Cavalli is also unique for offering two distinct menus at lunch and dinner. During the day, the bistro menu offers accomplished, but pared down dishes geared towards daytrippers keen to get back on the road.
“When tourists out in the winelands want somewhere to stop for lunch, we want to be that destination,” says Henrico.
Come nightfall though, the kitchen moves up a gear with a compact fine dining menu that offers a contemporary take on the classics. Expect to see big things from this chef in the future.
While Stellenbosch and Franschhoek have long battled it out for the country’s crown as gourmet capital, the suburb of Somerset West, a 20-minute drive from Stellenbosch, is quietly carving out a place on the podium for itself.
Waterkloof’s striking architecture has garnered it plenty of praise, as has the cuisine from French chef Gregory Czarnecki. With plenty of experience in Europe’s Michelin-starred restaurants under his apron, Czarnecki is a stickler for following the seasons and using hyper-fresh ingredients. The end result is colourful modernist cooking that may not appeal to everyone, but for a glimpse at cutting-edge cuisine in the Cape you needn’t look much farther than Waterkloof.
Lastly, while Waterkloof is pushing boundaries in a strikingly modern setting, Camphors at Vergelegen is doing much the same on one of the Cape’s oldest wine estates.
Vergelegen dates back over 300 years, yet Executive Chef PJ Vadas offers a distinctly modern take on classic cuisine with his elegant yet simple dishes. Local suppliers are key here, from the sustainable yellowtail served miso-cured, to the free range pork belly perfectly braised, or the honey harvested right on the estate.

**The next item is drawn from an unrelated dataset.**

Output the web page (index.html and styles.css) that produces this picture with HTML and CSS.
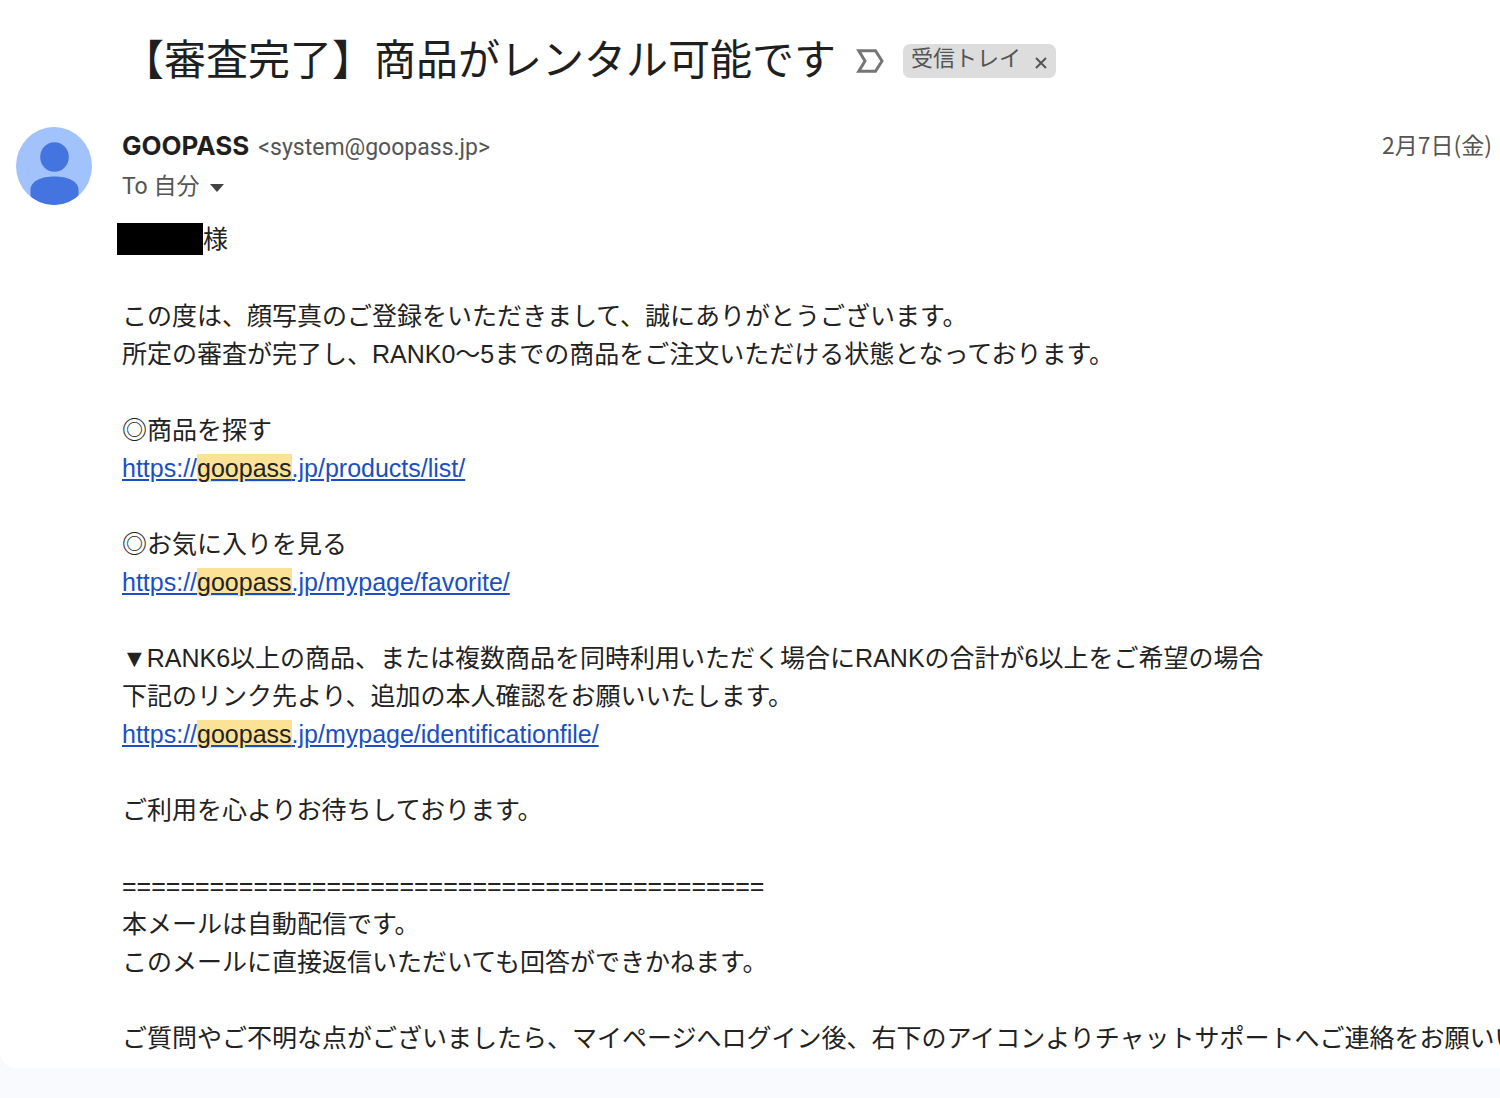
FILE: index.html
```html
<!DOCTYPE html>
<html lang="ja">
<head>
<meta charset="utf-8">
<meta name="viewport" content="width=device-width, initial-scale=1">
<title>【審査完了】商品がレンタル可能です</title>
<link rel="stylesheet" href="styles.css">
</head>
<body>
<main class="mail">
  <header class="subject">
    <h1 class="subject-text">【審査完了】商品がレンタル可能です</h1>
    <button class="important" type="button" aria-label="重要マーク">
      <svg width="28" height="24" viewBox="0 0 28 24" fill="none" stroke="#757575" stroke-width="3"><path d="M2.800 1.800H19.500L26 12l-6.500 10.200H2.800L9 12z"/></svg>
    </button>
    <span class="chip"><span class="chip-label">受信トレイ</span>
      <button class="chip-close" type="button" aria-label="ラベルを削除">
        <svg width="12" height="12" viewBox="0 0 12 12" fill="none" stroke="#555" stroke-width="2"><path d="M1 1l10 10M11 1L1 11"/></svg>
      </button>
    </span>
  </header>

  <section class="sender">
    <svg class="avatar" width="76" height="78" viewBox="0 0 76 78" role="img" aria-label="GOOPASS">
      <defs><clipPath id="disc"><ellipse cx="38" cy="39" rx="38" ry="39"/></clipPath></defs>
      <g clip-path="url(#disc)">
        <rect width="76" height="78" fill="#a1c2fb"/>
        <ellipse cx="38.500" cy="30" rx="14.300" ry="14.700" fill="#4374e0"/>
        <path d="M14.500 78V63c0-9 11-13.500 24-13.500S62.500 54 62.500 63v15z" fill="#4374e0"/>
      </g>
    </svg>
    <div class="who">
      <div class="from"><span class="name">GOOPASS</span><span class="address">&lt;system@goopass.jp&gt;</span></div>
      <button class="to" type="button">To 自分
        <svg width="14" height="8" viewBox="0 0 14 8" fill="#444"><path d="M0 0h14L7 8z"/></svg>
      </button>
    </div>
    <time class="date" datetime="2025-02-07">2月7日(金)</time>
  </section>

  <article class="body">
    <p class="addressee"><span class="redacted"></span>様</p>
    <p>この度は、顔写真のご登録をいただきまして、誠にありがとうございます。<br>
    所定の審査が完了し、RANK0～5までの商品をご注文いただける状態となっております。</p>
    <p>◎商品を探す<br>
    <a href="https://goopass.jp/products/list/">https://<mark>goopass</mark>.jp/products/list/</a></p>
    <p>◎お気に入りを見る<br>
    <a href="https://goopass.jp/mypage/favorite/">https://<mark>goopass</mark>.jp/mypage/favorite/</a></p>
    <p>▼RANK6以上の商品、または複数商品を同時利用いただく場合にRANKの合計が6以上をご希望の場合<br>
    下記のリンク先より、追加の本人確認をお願いいたします。<br>
    <a href="https://goopass.jp/mypage/identificationfile/">https://<mark>goopass</mark>.jp/mypage/identificationfile/</a></p>
    <p>ご利用を心よりお待ちしております。</p>
    <p>============================================<br>
    本メールは自動配信です。<br>
    このメールに直接返信いただいても回答ができかねます。</p>
    <p>ご質問やご不明な点がございましたら、マイページへログイン後、右下のアイコンよりチャットサポートへご連絡をお願いい</p>
  </article>
</main>
</body>
</html>
```
FILE: styles.css
```css
* { box-sizing: border-box; }

body {
  margin: 0;
  background: #f8fafd;
  color: #222;
  font-family: "Liberation Sans", "Noto Sans CJK JP", sans-serif;
  font-size: 25px;
}

button {
  padding: 0;
  border: 0;
  background: none;
  color: inherit;
  font: inherit;
}

svg { display: block; }

.mail {
  padding: 32px 0 11px;
  background: #fff;
  border-radius: 0 0 0 16px;
  overflow: hidden;
}

.subject {
  display: flex;
  align-items: center;
  padding-left: 122px;
}

.subject-text {
  margin: 0;
  color: #1f1f1f;
  font-size: 42px;
  font-weight: 400;
  line-height: 58px;
}

.important { margin: 0 19px 0 20px; }

.chip {
  display: flex;
  align-items: center;
  gap: 14px;
  height: 34px;
  padding: 0 9px 0 8px;
  border-radius: 7px;
  background: #ddd;
  color: #555;
  font-size: 22px;
  white-space: nowrap;
}

.chip-label {
  padding-bottom: 4px;
  line-height: 30px;
}

.chip-close { padding-top: 3px; }

.sender {
  display: flex;
  align-items: flex-start;
  padding: 37px 8px 0 16px;
  color: #555;
  font-family: Roboto, "Noto Sans CJK JP", sans-serif;
  font-size: 23px;
}

.avatar { flex: none; }

.who {
  flex: 1;
  margin-left: 30px;
}

.from {
  display: flex;
  align-items: baseline;
  gap: 9px;
  line-height: 38px;
}

.name {
  color: #1f1f1f;
  font-family: Inter, sans-serif;
  font-size: 26px;
  font-weight: 700;
}

.to {
  display: flex;
  align-items: center;
  gap: 11px;
  line-height: 40px;
}

.to svg { margin-top: 2px; }

.date {
  font-family: "Noto Sans CJK JP", sans-serif;
  line-height: 34px;
}

.body {
  padding: 13px 0 0 122px;
  line-height: 38px;
  white-space: nowrap;
}

.body p { margin: 0 0 38px; }

.body p:last-child { margin-bottom: 0; }

.body .addressee {
  display: flex;
  align-items: center;
  margin: 0 0 39px -5px;
}

.redacted {
  width: 86px;
  height: 32px;
  background: #000;
}

.body a { color: #1a4fc4; }

.body mark {
  background: #fce297;
  color: #222;
}
```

It’s an ethos typical of so many of the Cape’s top chefs; using the region’s bountiful produce to both push the boundaries of cuisine while holding on to culinary traditions both local and far-flung. There is, quite literally, a choice for every palate and pocket, and while you might find yourself loosening your belt buckle a few notches, you certainly won’t go hungry in this Cape of good food.